I want to use dictionary keys to get to their respective values and then use these values to reference certain elements in my 2D Array.
I do have a 2d-dummy matrix which I create like this:
self.matrix = [[0] * self.length] * self.length
which creates an N x N matrix depending on the length
I also have a sorted list of nodes that have names (=keys) and I want to map these names to indices (=values) 0..N
self.data = dict(zip(self.nodes, self.index_array))
It all works perfectly fine up until I try to fill my dummy adjacency matrix with "1" for Ni is connected to Nj. "edges" is a list of tuples: edges = [("u1","v1"),("u1","v2"),...,("ui","uj")]
for row in edges:
self.matrix[self.data[row[0]]][self.data[row[1]]] = 1
Now when I run the method above, I get a matrix that is full of ones when there should only be ones for every connection between node u and node v
I tried modelling this problem in a smaller manner and here it worked perfectly!
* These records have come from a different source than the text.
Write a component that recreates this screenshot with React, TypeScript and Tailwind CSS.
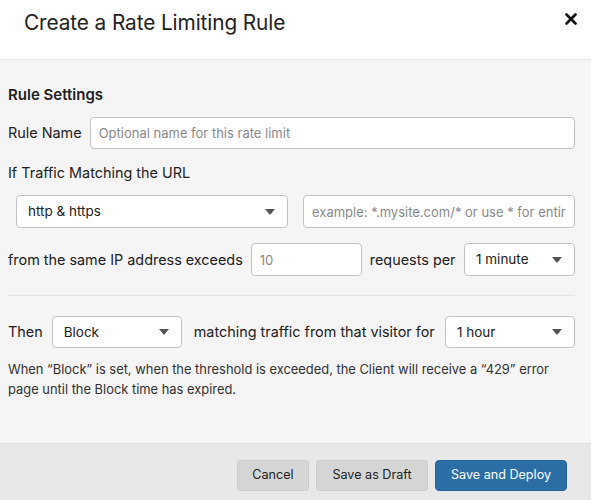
import React from "react";

const Chevron = () => (
  <svg className="w-[10px] h-[6px] text-[#555]" viewBox="0 0 10 6" fill="currentColor">
    <path d="M0 0h10L5 6z" />
  </svg>
);

const Select = ({ value, className }: { value: string; className: string }) => (
  <div
    className={`flex items-center justify-between bg-white border border-[#c3c3c3] rounded-[4px] pl-[11px] pr-[12px] text-[13.5px] text-[#222] ${className}`}
  >
    <span>{value}</span>
    <Chevron />
  </div>
);

const App = () => {
  return (
    <div className="w-[591px] h-[500px] flex flex-col bg-[#f5f5f5] text-[#222] font-['Inter','Liberation_Sans',sans-serif] overflow-hidden">
      {/* Header */}
      <div className="h-[60px] shrink-0 bg-white border-b border-[#e6e6e6] flex items-start justify-between pl-[24px] pr-[12px]">
        <h1 className="mt-[7px] text-[20.8px] font-normal text-[#222] tracking-[-0.1px]">Create a Rate Limiting Rule</h1>
        <button className="mt-[11px] p-[2px]">
          <svg className="w-[12px] h-[12px]" viewBox="0 0 12 12" fill="none" stroke="#111" strokeWidth={2.6} strokeLinecap="round">
            <path d="M1.5 1.5l9 9M10.5 1.5l-9 9" />
          </svg>
        </button>
      </div>

      {/* Body */}
      <div className="flex-1 pl-[8px] pr-[16px] pt-[25px]">
        <h2 className="text-[15px] leading-[20px] font-semibold">Rule Settings</h2>

        <div className="mt-[12px] flex items-center gap-[8px]">
          <label className="text-[14.4px] leading-[20px] whitespace-nowrap">Rule Name</label>
          <input
            className="flex-1 h-[32px] bg-white border border-[#c3c3c3] rounded-[4px] px-[8px] text-[13px] placeholder:text-[#8a8a8a] outline-none"
            placeholder="Optional name for this rate limit"
          />
        </div>

        <div className="mt-[14px] text-[14.4px] leading-[20px]">If Traffic Matching the URL</div>

        <div className="mt-[12px] pl-[8px] flex gap-[15px]">
          <Select value="http & https" className="w-[272px] h-[33px]" />
          <input
            className="flex-1 min-w-0 h-[33px] bg-white border border-[#c3c3c3] rounded-[4px] px-[8px] text-[13px] placeholder:text-[#8a8a8a] outline-none"
            placeholder="example: *.mysite.com/* or use * for entire site"
          />
        </div>

        <div className="mt-[15px] flex items-center">
          <span className="text-[14.4px] leading-[20px] whitespace-nowrap">from the same IP address exceeds</span>
          <input
            className="ml-[8px] w-[111px] h-[33px] bg-white border border-[#c3c3c3] rounded-[4px] px-[8px] text-[13px] placeholder:text-[#8a8a8a] outline-none"
            placeholder="10"
          />
          <span className="ml-[8px] text-[14.4px] leading-[20px] whitespace-nowrap">requests per</span>
          <Select value="1 minute" className="ml-auto w-[111px] h-[33px]" />
        </div>

        <div className="mt-[19px] border-t border-[#e2e2e2]" />

        <div className="mt-[20px] flex items-center">
          <span className="text-[14.4px] leading-[20px]">Then</span>
          <Select value="Block" className="ml-[9px] w-[130px] h-[32px]" />
          <span className="ml-[12px] text-[14.4px] leading-[20px] whitespace-nowrap">matching traffic from that visitor for</span>
          <Select value="1 hour" className="ml-auto w-[130px] h-[32px]" />
        </div>

        <p className="mt-[12px] text-[12.9px] leading-[20px] text-[#333] pr-[10px]">
          When “Block” is set, when the threshold is exceeded, the Client will receive a “429” error page until the Block time has expired.
        </p>
      </div>

      {/* Footer */}
      <div className="h-[57px] shrink-0 bg-[#e8e8e8] border-t border-[#dedede] flex items-start justify-end gap-[7px] pt-[16px] pr-[24px]">
        <button className="w-[72px] h-[31px] rounded-[4px] bg-[#d5d5d5] border border-dotted border-[#c4c4c4] text-[12.6px] text-[#222]">
          Cancel
        </button>
        <button className="w-[112px] h-[31px] rounded-[4px] bg-[#d5d5d5] border border-dotted border-[#c4c4c4] text-[12.6px] text-[#222]">
          Save as Draft
        </button>
        <button className="w-[132px] h-[31px] rounded-[4px] bg-[#2b6ea6] border border-[#24629a] text-[12.6px] text-white">
          Save and Deploy
        </button>
      </div>
    </div>
  );
};

export default App;
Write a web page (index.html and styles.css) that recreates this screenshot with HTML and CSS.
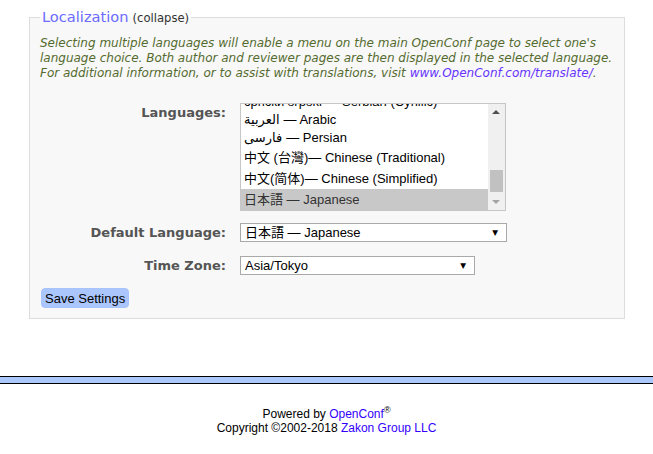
FILE: index.html
```html
<!DOCTYPE html>
<html lang="en">
<head>
<meta charset="utf-8">
<title>Localization</title>
<link rel="stylesheet" href="styles.css">
</head>
<body>
<div class="main">
  <fieldset class="section">
    <legend class="section-legend"><span class="legend-title">Localization</span> <span class="legend-toggle">(collapse)</span></legend>
    <p class="note">Selecting multiple languages will enable a menu on the main OpenConf page to select one's language choice. Both author and reviewer pages are then displayed in the selected language. For additional information, or to assist with translations, visit <a class="note-link" href="#">www.OpenConf.com/translate/</a>.</p>
    <div class="form">
      <div class="label label-top">Languages:</div>
      <div class="listbox">
        <div class="list-items">
          <div class="opt opt-clip">српски srpski — Serbian (Cyrillic)</div>
          <div class="opt opt-s"><span class="ar">العربية</span> — Arabic</div>
          <div class="opt opt-s"><span class="ar">فارسی</span> — Persian</div>
          <div class="opt opt-l">中文 (台灣)— Chinese (Traditional)</div>
          <div class="opt opt-l">中文(简体)— Chinese (Simplified)</div>
          <div class="opt opt-l opt-sel">日本語 — Japanese</div>
        </div>
        <div class="vscroll">
          <span class="arrow-up"></span>
          <span class="thumb"></span>
          <span class="arrow-down"></span>
        </div>
      </div>

      <div class="label label-dl">Default Language:</div>
      <div class="select select-wide select-dl"><span class="select-text">日本語 — Japanese</span><span class="caret">▼</span></div>

      <div class="label label-tz">Time Zone:</div>
      <div class="select select-narrow select-tz"><span class="select-text">Asia/Tokyo</span><span class="caret">▼</span></div>
    </div>
    <button class="btn" type="button">Save Settings</button>
  </fieldset>
</div>
<div class="bar"></div>
<footer class="footer">
  <div>Powered by <a href="#" class="flink">OpenConf</a><sup class="reg">®</sup></div>
  <div>Copyright ©2002-2018 <a href="#" class="flink">Zakon Group LLC</a></div>
</footer>
</body>
</html>
```

FILE: styles.css
```css
html, body {
  margin: 0;
  padding: 0;
  background: #ffffff;
}
body {
  font-family: "DejaVu Sans", Verdana, sans-serif;
  color: #000;
}
.main {
  padding-top: 8px;
}
.section {
  margin: 0 28px 0 29px;
  padding: 0 10px 10px 10px;
  border: 1px solid #dddddd;
  background: #f8f8f8;
  min-width: 0;
}
.section-legend {
  padding: 0 2px;
  line-height: 18px;
}
.legend-title {
  font-size: 14.6px;
  color: #6b6bff;
}
.legend-toggle {
  font-size: 11.6px;
  color: #333;
  margin-left: -1px;
}
.note {
  margin: 9px 0 0 0;
  font-size: 12px;
  line-height: 15px;
  font-style: italic;
  color: #556b2f;
}
.note-link {
  color: #6633ff;
  text-decoration: none;
}
.form {
  display: grid;
  grid-template-columns: 186px auto;
  column-gap: 14px;
  justify-items: start;
  margin-top: 22px;
}
.label {
  justify-self: end;
  font-weight: bold;
  font-size: 13px;
  color: #555555;
  line-height: 16px;
}
.label-top { padding-top: 2px; }
.label-dl { margin-top: 14px; }
.label-tz { margin-top: 16px; }

.listbox {
  box-sizing: border-box;
  width: 266px;
  height: 108px;
  border: 1px solid #c6c6c6;
  background: #fff;
  display: flex;
  overflow: hidden;
  font-family: "Liberation Sans", Arial, "Noto Sans CJK JP", sans-serif;
  font-size: 13px;
  color: #000;
}
.list-items {
  flex: 1;
  overflow: hidden;
  display: flex;
  flex-direction: column;
  justify-content: flex-end;
}
.opt {
  padding-left: 3px;
  white-space: nowrap;
  display: flex;
  align-items: center;
  flex-shrink: 0;
  box-sizing: border-box;
}
.opt-clip { height: 20px; margin-top: -14px; }
.opt-s { height: 18px; padding-bottom: 1px; }
.opt-l { height: 21px; padding-bottom: 3px; }
.opt-sel { background: #c8c8c8; color: #333; }
.ar {
  font-family: "DejaVu Sans", sans-serif;
  font-size: 13px;
  margin-right: 4px;
}
.vscroll {
  width: 17px;
  background: #f0f0f0;
  position: relative;
  flex-shrink: 0;
}
.arrow-up, .arrow-down {
  position: absolute;
  left: 4px;
  width: 0;
  height: 0;
  border-left: 4px solid transparent;
  border-right: 4px solid transparent;
}
.arrow-up {
  top: 6px;
  border-bottom: 4px solid #505050;
}
.arrow-down {
  bottom: 6px;
  border-top: 4px solid #a3a3a3;
}
.thumb {
  position: absolute;
  left: 2px;
  width: 13px;
  top: 66px;
  height: 22px;
  background: #c1c1c1;
}

.select {
  box-sizing: border-box;
  height: 19px;
  border: 1px solid #a9a9a9;
  background: #fff;
  display: flex;
  align-items: center;
  justify-content: space-between;
  padding: 0 8px 0 4px;
  font-family: "Liberation Sans", Arial, "Noto Sans CJK JP", sans-serif;
  font-size: 13px;
  color: #000;
}
.select-dl { margin-top: 12px; width: 267px; }
.select-tz { margin-top: 14px; width: 235px; }
.select-text { white-space: nowrap; line-height: 17px; }
.caret {
  font-family: "DejaVu Sans", sans-serif;
  font-size: 7.5px;
  color: #000;
}

.btn {
  margin-top: 13px;
  margin-left: 1px;
  height: 20px;
  padding: 1px 3px 0 3px;
  border: 1px solid #a8c4fc;
  border-radius: 4px;
  background: #abc6fd;
  font-family: "Liberation Sans", Arial, sans-serif;
  font-size: 13px;
  color: #000;
  line-height: 18px;
}

.bar {
  margin-top: 57px;
  height: 6px;
  background: #abc8fb;
  border-top: 1px solid #000;
  border-bottom: 1px solid #000;
}
.footer {
  margin-top: 23px;
  text-align: center;
  font-family: "Liberation Sans", Arial, sans-serif;
  font-size: 12px;
  line-height: 14px;
  color: #000;
}
.flink {
  color: #3300ff;
  text-decoration: none;
}
.reg {
  font-size: 9px;
  line-height: 0;
  vertical-align: 5px;
}
```
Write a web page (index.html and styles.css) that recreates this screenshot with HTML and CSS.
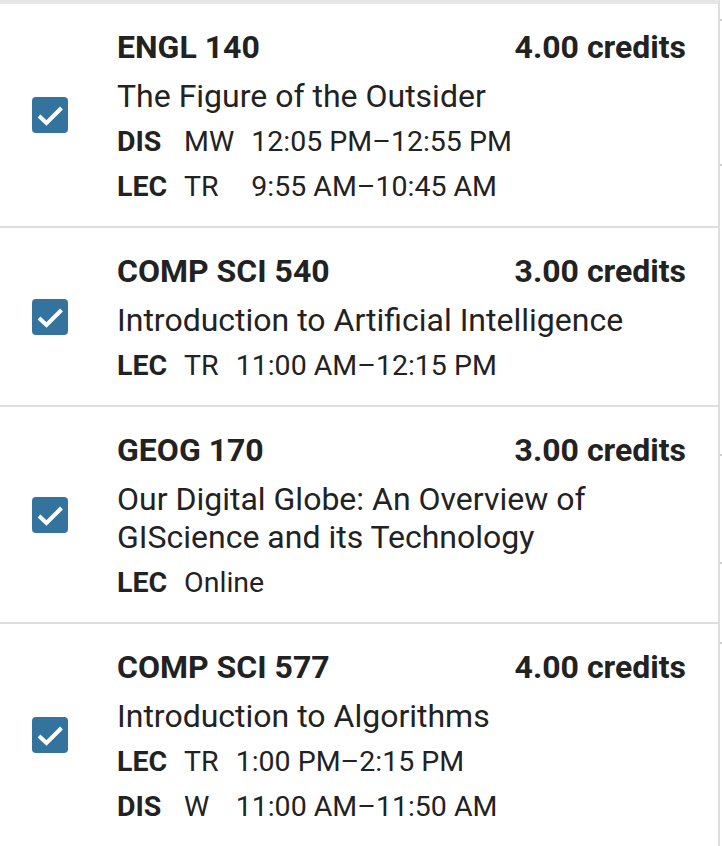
FILE: index.html
```html
<!DOCTYPE html>
<html lang="en">
<head>
<meta charset="utf-8">
<title>Cart</title>
<link rel="stylesheet" href="styles.css">
</head>
<body>
<div class="layout">
  <ul class="course-list">
    <li class="course">
      <span class="check"><svg viewBox="0 0 36 36" width="36" height="36"><path d="M7 19 L14.5 26 L29.5 11"/></svg></span>
      <div class="info">
        <div class="head"><span class="code">ENGL 140</span><span class="credits">4.00 credits</span></div>
        <div class="name">The Figure of the Outsider</div>
        <div class="sched">
          <span class="type">DIS</span><span>MW</span><span>12:05 PM–12:55 PM</span>
          <span class="type">LEC</span><span>TR</span><span>9:55 AM–10:45 AM</span>
        </div>
      </div>
    </li>
    <li class="course">
      <span class="check"><svg viewBox="0 0 36 36" width="36" height="36"><path d="M7 19 L14.5 26 L29.5 11"/></svg></span>
      <div class="info">
        <div class="head"><span class="code">COMP SCI 540</span><span class="credits">3.00 credits</span></div>
        <div class="name">Introduction to Artificial Intelligence</div>
        <div class="sched">
          <span class="type">LEC</span><span>TR</span><span>11:00 AM–12:15 PM</span>
        </div>
      </div>
    </li>
    <li class="course">
      <span class="check"><svg viewBox="0 0 36 36" width="36" height="36"><path d="M7 19 L14.5 26 L29.5 11"/></svg></span>
      <div class="info">
        <div class="head"><span class="code">GEOG 170</span><span class="credits">3.00 credits</span></div>
        <div class="name">Our Digital Globe: An Overview of GIScience and its Technology</div>
        <div class="sched">
          <span class="type">LEC</span><span>Online</span><span></span>
        </div>
      </div>
    </li>
    <li class="course">
      <span class="check"><svg viewBox="0 0 36 36" width="36" height="36"><path d="M7 19 L14.5 26 L29.5 11"/></svg></span>
      <div class="info">
        <div class="head"><span class="code">COMP SCI 577</span><span class="credits">4.00 credits</span></div>
        <div class="name">Introduction to Algorithms</div>
        <div class="sched">
          <span class="type">LEC</span><span>TR</span><span>1:00 PM–2:15 PM</span>
          <span class="type">DIS</span><span>W</span><span>11:00 AM–11:50 AM</span>
        </div>
      </div>
    </li>
  </ul>
  <div class="edge"></div>
</div>
</body>
</html>
```
FILE: styles.css
```css
* { box-sizing: border-box; }
html, body { margin: 0; padding: 0; background: #fff; }
body {
  font-family: Roboto, "Liberation Sans", sans-serif;
  color: #222;
  width: 722px;
  height: 846px;
  overflow: hidden;
}
.layout {
  display: flex;
  height: 846px;
}
.course-list {
  list-style: none;
  margin: 0;
  padding: 0;
  width: 720px;
  border-top: 4px solid #e6e6e6;
  border-right: 2px solid #dedede;
  height: 846px;
}
.edge {
  width: 2px;
  height: 846px;
  background:
    linear-gradient(#cfcfcf, #cfcfcf) 0 19px / 2px 2px no-repeat,
    linear-gradient(#cfcfcf, #cfcfcf) 0 164px / 2px 2px no-repeat,
    linear-gradient(#cfcfcf, #cfcfcf) 0 454px / 2px 2px no-repeat,
    linear-gradient(#cfcfcf, #cfcfcf) 0 562px / 2px 2px no-repeat,
    linear-gradient(#cfcfcf, #cfcfcf) 0 642px / 2px 2px no-repeat;
}
.course {
  display: flex;
  align-items: center;
  gap: 49px;
  padding: 0 32px;
  border-bottom: 2px solid #dedede;
}
.check {
  flex: none;
  width: 36px;
  height: 36px;
  border-radius: 4px;
  background: #33739e;
  display: block;
}
.check svg { display: block; }
.check path {
  fill: none;
  stroke: #fff;
  stroke-width: 4;
  stroke-linecap: butt;
  stroke-linejoin: miter;
}
.info {
  flex: 1;
  min-width: 0;
  padding: 24px 0 17px;
}
.head {
  display: flex;
  justify-content: space-between;
  align-items: baseline;
  font-size: 32px;
  font-weight: 700;
  line-height: 38px;
}
.name {
  margin-top: 11px;
  font-size: 32px;
  line-height: 38px;
}
.sched {
  margin-top: 4px;
  display: grid;
  grid-template-columns: auto auto 1fr;
  column-gap: 17px;
  font-size: 28.5px;
  line-height: 45px;
}
.type { font-weight: 700; }
```
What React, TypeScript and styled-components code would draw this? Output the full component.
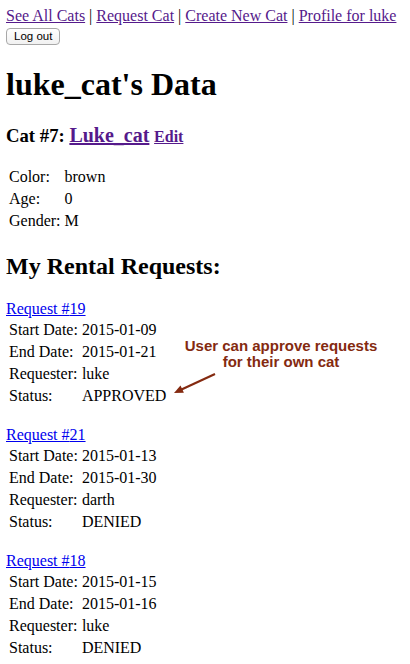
import styled, { createGlobalStyle } from 'styled-components';

const CAT = { id: 7, name: 'Luke_cat', color: 'brown', age: '0', gender: 'M' };

const REQUESTS = [
  { id: 19, start: '2015-01-09', end: '2015-01-21', requester: 'luke', status: 'APPROVED' },
  { id: 21, start: '2015-01-13', end: '2015-01-30', requester: 'darth', status: 'DENIED' },
  { id: 18, start: '2015-01-15', end: '2015-01-16', requester: 'luke', status: 'DENIED' },
];

const NAV = ['See All Cats', 'Request Cat', 'Create New Cat', 'Profile for luke'];

const GlobalStyle = createGlobalStyle`
  body {
    margin: 7px 6px 6px;
    font-family: 'Liberation Serif', 'Times New Roman', serif;
    font-size: 16px;
    color: #000;
    background: #fff;
  }
`;

export default function App() {
  return (
    <Page>
      <GlobalStyle />
      <Nav>
        {NAV.map((label, i) => (
          <span key={label}>
            {i > 0 && <Sep> | </Sep>}
            <Link href='#' $visited>
              {label}
            </Link>
          </span>
        ))}
      </Nav>
      <LogoutButton>Log out</LogoutButton>

      <Title>luke_cat's Data</Title>
      <CatHeading>
        Cat #{CAT.id}: <CatName href='#'>{CAT.name}</CatName>{' '}
        <EditLink href='#'>Edit</EditLink>
      </CatHeading>
      <DataTable>
        <tbody>
          <tr>
            <td>Color:</td>
            <td>{CAT.color}</td>
          </tr>
          <tr>
            <td>Age:</td>
            <td>{CAT.age}</td>
          </tr>
          <tr>
            <td>Gender:</td>
            <td>{CAT.gender}</td>
          </tr>
        </tbody>
      </DataTable>

      <SectionTitle>My Rental Requests:</SectionTitle>
      {REQUESTS.map((req) => (
        <RequestBlock key={req.id}>
          <Link href='#'>Request #{req.id}</Link>
          <DataTable>
            <tbody>
              <tr>
                <td>Start Date:</td>
                <td>{req.start}</td>
              </tr>
              <tr>
                <td>End Date:</td>
                <td>{req.end}</td>
              </tr>
              <tr>
                <td>Requester:</td>
                <td>{req.requester}</td>
              </tr>
              <tr>
                <td>Status:</td>
                <td>{req.status}</td>
              </tr>
            </tbody>
          </DataTable>
        </RequestBlock>
      ))}

      <Callout>
        <CalloutText>
          User can approve requests
          <br />
          for their own cat
        </CalloutText>
        <CalloutArrow width='46' height='22' viewBox='0 0 46 22'>
          <line x1='43' y1='1' x2='9.5' y2='16.5' stroke='#842a10' strokeWidth='2.2' />
          <polygon points='2,20 8.5,12.6 11.9,19.8' fill='#842a10' />
        </CalloutArrow>
      </Callout>
    </Page>
  );
}

const Page = styled.div`
  position: relative;
`;

const Nav = styled.div`
  white-space: nowrap;
`;

const Sep = styled.span`
  color: #000;
`;

const Link = styled.a<{ $visited?: boolean }>`
  color: ${({ $visited }) => ($visited ? '#551a8b' : '#0000ee')};
  text-decoration: underline;
`;

const LogoutButton = styled.button`
  display: block;
  margin: 3px 0 0;
  height: 17px;
  padding: 0 7px;
  font-family: 'Liberation Sans', Arial, sans-serif;
  font-size: 11.5px;
  line-height: 15px;
  color: #000;
  background: linear-gradient(#ffffff, #f1f1f1);
  border: 1px solid #a8a8a8;
  border-radius: 4px;
`;

const Title = styled.h1`
  font-size: 32px;
  font-weight: bold;
  margin: 21px 0;
`;

const CatHeading = styled.h3`
  font-size: 18.72px;
  font-weight: bold;
  margin: 21px 0 18px;
`;

const CatName = styled.a`
  color: #551a8b;
  font-size: 20px;
`;

const EditLink = styled.a`
  color: #551a8b;
  font-size: 16px;
`;

const DataTable = styled.table`
  border-spacing: 2px;

  td {
    padding: 1px;
    vertical-align: middle;
  }
`;

const SectionTitle = styled.h2`
  font-size: 24px;
  font-weight: bold;
  margin: 20px 0;
`;

const RequestBlock = styled.div`
  margin-bottom: 18px;
`;

const Callout = styled.div`
  position: absolute;
  top: 331px;
  left: 160px;
  width: 230px;
`;

const CalloutText = styled.div`
  margin-left: 18px;
  width: 194px;
  text-align: center;
  white-space: nowrap;
  font-family: 'Liberation Sans', Arial, sans-serif;
  font-weight: bold;
  font-size: 15px;
  line-height: 16px;
  color: #842a10;
`;

const CalloutArrow = styled.svg`
  display: block;
  margin: 3px 0 0 6px;
`;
I don't know what's going on.
a = {"3": 0, "4": 1, "5": 2}
edges = [("3", "5"), ("4", "3"), ("5", "3")]
nodes = ["3", "4", "5"]
index = [0, 1, 2]
data = dict(zip(nodes, index))
matrix = [[0, 0, 0],
[0, 0, 0],
[0, 0, 0]]
for row in edges:
matrix[data[row[0]]][data[row[1]]] = 1
print(a)
print(data)
print(matrix)
This does not create the matrix correctly:
self.matrix = [[0] * self.length] * self.length
Use:
self.matrix = [[0] * self.length for _ in range(self.length)]
The reason is multiplying a list creates multiples of the references in the list, so every row is a reference to the same list in your original code.
Here's an example of the difference:
>>> A = [[0] * 3] * 3
>>> A
[[0, 0, 0], [0, 0, 0], [0, 0, 0]]
>>> A [0][0] = 1
>>> A
[[1, 0, 0], [1, 0, 0], [1, 0, 0]]
Note above how all three rows changed. This is due to each row containing a copy of the same list:
>>> A = [[0] * 3 for _ in range(3)]
>>> A
[[0, 0, 0], [0, 0, 0], [0, 0, 0]]
>>> A[0][0] = 1
>>> A
[[1, 0, 0], [0, 0, 0], [0, 0, 0]]
Now a new row of three zeroes is created for each row. Changing one element in a row doesn't change all the rows.
Note that [0] * 3 also duplicates the references to the integer zero as well. Being an immutable object this isn't a problem, but if you have a mutable object you don't want three copies. You would use [mutable_obj() for _ in range(3)] to create 3 different objects, so if you edit one the others don't change.